**Written task**
Restate each line word for word. Leave out every picture.

— BEGIN Data lines —

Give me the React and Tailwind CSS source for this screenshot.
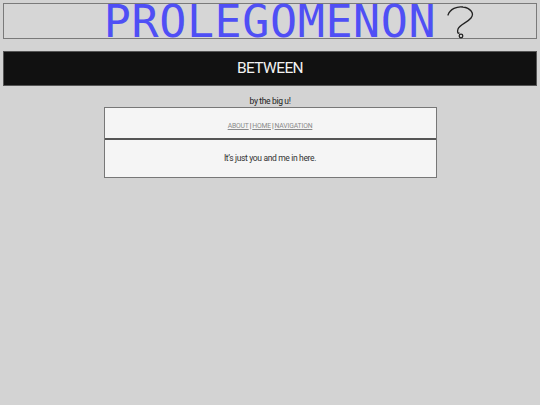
import React from "react";

export default function App() {
  return (
    <div className="min-h-[405px] w-full bg-[#d3d3d3] pt-[3px]" style={{ fontFamily: "Roboto, 'Open Sans', sans-serif" }}>
      <header className="relative mx-[3px] h-[36px] border border-[#7a7a7a] bg-[#d6d6d6] flex justify-center items-start">
        <div className="relative h-[34px]">
          <span
            className="block text-[45px] leading-[38px] tracking-[0.6px] text-[#4f4ff5] -mt-[1px]"
            style={{ fontFamily: "'DejaVu Sans Mono', monospace" }}
          >
            PROLEGOMENON
          </span>
          <svg
            className="absolute left-[342px] top-[1px]"
            width="30"
            height="34"
            viewBox="0 0 30 34"
            fill="none"
            stroke="#222"
            strokeWidth="1.3"
            strokeLinecap="round"
          >
            <path d="M2 10 C4 4, 11 1, 17 2 C24 3, 29 8, 25 13 C21 18, 14 19, 12 24 C11 27, 12 29, 13 28" />
            <circle cx="15" cy="31" r="1.8" />
          </svg>
        </div>
      </header>
      <div className="mx-[3px] mt-[12px] h-[35px] bg-[#111111] border border-[#555] flex items-center justify-center">
        <span className="text-[15.5px] text-[#f2f2f2] tracking-[-0.04em]">BETWEEN</span>
      </div>
      <div className="text-center text-[8.5px] tracking-[-0.35px] text-[#222] mt-[10px] leading-[10px]">by the big u!</div>
      <div className="mx-auto mt-[1px] w-[333px] border border-[#777] bg-[#f5f5f5]">
        <div className="h-[30px] flex items-end justify-center pb-[7px] text-[6.8px] tracking-[-0.15px] text-[#8a8a8a]">
          <a className="underline">ABOUT</a>
          <span className="mx-[1px] text-[#666] font-bold">|</span>
          <a className="underline">HOME</a>
          <span className="mx-[1px] text-[#666] font-bold">|</span>
          <a className="underline">NAVIGATION</a>
        </div>
        <div className="h-[2px] bg-[#555]"></div>
        <div className="h-[37px] flex items-center justify-center pb-[1px] text-[8.5px] tracking-[-0.35px] text-[#333]">
          It’s just you and me in here.
        </div>
      </div>
    </div>
  );
}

— END Data lines —

**Problem solution**
Give me the React and Tailwind CSS source for this screenshot.
import React from "react";

export default function App() {
  return (
    <div className="min-h-[405px] w-full bg-[#d3d3d3] pt-[3px]" style={{ fontFamily: "Roboto, 'Open Sans', sans-serif" }}>
      <header className="relative mx-[3px] h-[36px] border border-[#7a7a7a] bg-[#d6d6d6] flex justify-center items-start">
        <div className="relative h-[34px]">
          <span
            className="block text-[45px] leading-[38px] tracking-[0.6px] text-[#4f4ff5] -mt-[1px]"
            style={{ fontFamily: "'DejaVu Sans Mono', monospace" }}
          >
            PROLEGOMENON
          </span>
          <svg
            className="absolute left-[342px] top-[1px]"
            width="30"
            height="34"
            viewBox="0 0 30 34"
            fill="none"
            stroke="#222"
            strokeWidth="1.3"
            strokeLinecap="round"
          >
            <path d="M2 10 C4 4, 11 1, 17 2 C24 3, 29 8, 25 13 C21 18, 14 19, 12 24 C11 27, 12 29, 13 28" />
            <circle cx="15" cy="31" r="1.8" />
          </svg>
        </div>
      </header>
      <div className="mx-[3px] mt-[12px] h-[35px] bg-[#111111] border border-[#555] flex items-center justify-center">
        <span className="text-[15.5px] text-[#f2f2f2] tracking-[-0.04em]">BETWEEN</span>
      </div>
      <div className="text-center text-[8.5px] tracking-[-0.35px] text-[#222] mt-[10px] leading-[10px]">by the big u!</div>
      <div className="mx-auto mt-[1px] w-[333px] border border-[#777] bg-[#f5f5f5]">
        <div className="h-[30px] flex items-end justify-center pb-[7px] text-[6.8px] tracking-[-0.15px] text-[#8a8a8a]">
          <a className="underline">ABOUT</a>
          <span className="mx-[1px] text-[#666] font-bold">|</span>
          <a className="underline">HOME</a>
          <span className="mx-[1px] text-[#666] font-bold">|</span>
          <a className="underline">NAVIGATION</a>
        </div>
        <div className="h-[2px] bg-[#555]"></div>
        <div className="h-[37px] flex items-center justify-center pb-[1px] text-[8.5px] tracking-[-0.35px] text-[#333]">
          It’s just you and me in here.
        </div>
      </div>
    </div>
  );
}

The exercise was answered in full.